▶ Goal:
Which lines hold the word "styles"? Copy each of them from the material.
————————
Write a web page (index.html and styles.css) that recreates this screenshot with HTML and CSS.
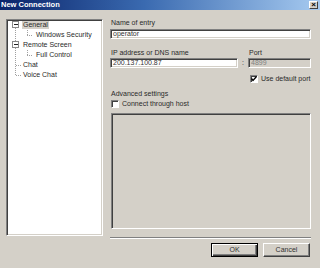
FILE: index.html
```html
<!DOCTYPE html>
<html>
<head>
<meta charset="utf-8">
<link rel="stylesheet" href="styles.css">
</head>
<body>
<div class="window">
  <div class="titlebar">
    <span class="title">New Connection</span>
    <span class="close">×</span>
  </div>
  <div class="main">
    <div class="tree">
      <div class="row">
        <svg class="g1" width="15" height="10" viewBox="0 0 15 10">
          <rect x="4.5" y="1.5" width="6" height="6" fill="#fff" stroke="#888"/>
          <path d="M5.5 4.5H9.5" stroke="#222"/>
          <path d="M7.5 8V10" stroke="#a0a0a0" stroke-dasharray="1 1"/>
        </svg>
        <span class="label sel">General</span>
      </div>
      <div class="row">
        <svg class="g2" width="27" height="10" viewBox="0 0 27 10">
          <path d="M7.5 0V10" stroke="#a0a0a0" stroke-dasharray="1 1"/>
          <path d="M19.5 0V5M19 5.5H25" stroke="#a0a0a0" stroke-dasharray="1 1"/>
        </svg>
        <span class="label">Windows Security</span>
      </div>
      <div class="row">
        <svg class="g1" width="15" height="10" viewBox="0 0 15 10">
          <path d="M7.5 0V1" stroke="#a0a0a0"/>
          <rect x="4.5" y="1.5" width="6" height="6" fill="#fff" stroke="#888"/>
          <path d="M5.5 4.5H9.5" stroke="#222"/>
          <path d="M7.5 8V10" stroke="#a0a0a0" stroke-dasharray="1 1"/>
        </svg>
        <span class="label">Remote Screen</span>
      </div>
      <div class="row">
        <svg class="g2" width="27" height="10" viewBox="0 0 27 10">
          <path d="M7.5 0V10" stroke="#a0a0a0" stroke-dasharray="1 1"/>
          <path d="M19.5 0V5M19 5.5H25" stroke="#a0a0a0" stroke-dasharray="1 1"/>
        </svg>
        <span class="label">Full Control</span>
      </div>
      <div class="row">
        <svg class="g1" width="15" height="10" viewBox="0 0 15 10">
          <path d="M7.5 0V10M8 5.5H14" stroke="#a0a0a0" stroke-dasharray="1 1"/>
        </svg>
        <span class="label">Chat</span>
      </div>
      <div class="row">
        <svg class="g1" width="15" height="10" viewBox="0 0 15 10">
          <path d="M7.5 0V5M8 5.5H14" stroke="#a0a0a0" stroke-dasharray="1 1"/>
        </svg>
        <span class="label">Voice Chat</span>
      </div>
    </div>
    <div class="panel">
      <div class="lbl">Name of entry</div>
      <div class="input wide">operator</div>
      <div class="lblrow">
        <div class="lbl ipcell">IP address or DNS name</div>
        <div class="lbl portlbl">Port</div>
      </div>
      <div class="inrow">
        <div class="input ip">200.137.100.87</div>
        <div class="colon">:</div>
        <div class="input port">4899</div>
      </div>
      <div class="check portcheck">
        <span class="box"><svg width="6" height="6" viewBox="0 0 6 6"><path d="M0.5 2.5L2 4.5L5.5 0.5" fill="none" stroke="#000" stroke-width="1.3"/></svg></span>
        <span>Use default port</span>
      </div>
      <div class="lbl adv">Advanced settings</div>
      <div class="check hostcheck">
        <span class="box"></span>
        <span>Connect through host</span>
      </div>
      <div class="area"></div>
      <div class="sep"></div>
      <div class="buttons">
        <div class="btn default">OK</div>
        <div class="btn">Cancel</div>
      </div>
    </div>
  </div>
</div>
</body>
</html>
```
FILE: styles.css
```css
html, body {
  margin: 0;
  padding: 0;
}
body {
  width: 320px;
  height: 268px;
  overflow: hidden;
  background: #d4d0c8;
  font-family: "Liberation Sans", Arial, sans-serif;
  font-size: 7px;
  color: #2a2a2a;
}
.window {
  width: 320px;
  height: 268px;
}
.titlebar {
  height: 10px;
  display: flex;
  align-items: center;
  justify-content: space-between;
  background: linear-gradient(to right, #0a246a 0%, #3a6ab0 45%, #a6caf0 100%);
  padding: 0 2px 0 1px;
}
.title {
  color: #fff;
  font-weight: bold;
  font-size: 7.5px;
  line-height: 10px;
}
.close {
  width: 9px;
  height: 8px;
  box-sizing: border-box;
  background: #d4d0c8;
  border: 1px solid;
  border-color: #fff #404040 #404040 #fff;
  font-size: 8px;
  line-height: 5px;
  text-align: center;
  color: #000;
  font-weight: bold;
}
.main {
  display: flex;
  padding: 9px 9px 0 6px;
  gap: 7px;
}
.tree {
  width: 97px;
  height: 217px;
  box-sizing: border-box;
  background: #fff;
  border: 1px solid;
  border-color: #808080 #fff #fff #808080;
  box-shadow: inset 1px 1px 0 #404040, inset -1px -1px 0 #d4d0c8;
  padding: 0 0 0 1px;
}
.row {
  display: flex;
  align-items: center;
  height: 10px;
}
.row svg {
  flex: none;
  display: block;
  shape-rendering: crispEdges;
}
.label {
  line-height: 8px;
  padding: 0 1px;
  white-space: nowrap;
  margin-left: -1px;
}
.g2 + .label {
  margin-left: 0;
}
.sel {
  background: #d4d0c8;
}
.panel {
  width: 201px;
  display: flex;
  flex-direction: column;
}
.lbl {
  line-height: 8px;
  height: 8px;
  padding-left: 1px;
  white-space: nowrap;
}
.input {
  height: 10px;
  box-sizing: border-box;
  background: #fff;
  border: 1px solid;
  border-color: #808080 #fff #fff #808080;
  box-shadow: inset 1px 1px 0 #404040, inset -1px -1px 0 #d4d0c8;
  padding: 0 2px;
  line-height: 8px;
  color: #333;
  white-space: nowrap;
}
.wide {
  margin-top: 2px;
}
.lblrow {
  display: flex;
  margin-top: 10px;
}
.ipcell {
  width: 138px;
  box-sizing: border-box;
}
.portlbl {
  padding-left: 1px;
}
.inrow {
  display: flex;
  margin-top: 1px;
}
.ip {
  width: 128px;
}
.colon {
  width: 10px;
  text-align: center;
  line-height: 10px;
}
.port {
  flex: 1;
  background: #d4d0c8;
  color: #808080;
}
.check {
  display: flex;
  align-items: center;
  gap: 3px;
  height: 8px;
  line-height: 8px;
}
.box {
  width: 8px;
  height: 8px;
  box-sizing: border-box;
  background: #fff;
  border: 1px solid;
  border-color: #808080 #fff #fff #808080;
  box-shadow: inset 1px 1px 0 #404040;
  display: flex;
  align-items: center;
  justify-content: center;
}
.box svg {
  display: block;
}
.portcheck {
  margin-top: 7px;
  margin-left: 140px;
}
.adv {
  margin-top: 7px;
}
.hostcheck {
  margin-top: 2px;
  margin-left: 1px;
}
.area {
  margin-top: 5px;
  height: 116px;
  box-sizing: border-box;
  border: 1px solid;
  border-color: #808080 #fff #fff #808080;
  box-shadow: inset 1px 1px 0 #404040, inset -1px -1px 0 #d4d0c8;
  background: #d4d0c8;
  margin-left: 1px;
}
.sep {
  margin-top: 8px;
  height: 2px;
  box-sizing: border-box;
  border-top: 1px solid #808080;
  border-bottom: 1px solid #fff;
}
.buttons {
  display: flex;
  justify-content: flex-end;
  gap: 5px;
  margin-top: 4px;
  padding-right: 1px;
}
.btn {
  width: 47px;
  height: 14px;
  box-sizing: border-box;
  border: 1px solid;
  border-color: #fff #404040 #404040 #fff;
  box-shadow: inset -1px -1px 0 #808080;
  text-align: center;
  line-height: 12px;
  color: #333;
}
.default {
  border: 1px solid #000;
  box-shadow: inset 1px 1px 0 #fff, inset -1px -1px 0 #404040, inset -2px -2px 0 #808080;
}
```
————————
▶ Answer to the task:
Write a web page (index.html and styles.css) that recreates this screenshot with HTML and CSS.
<link rel="stylesheet" href="styles.css">
FILE: styles.css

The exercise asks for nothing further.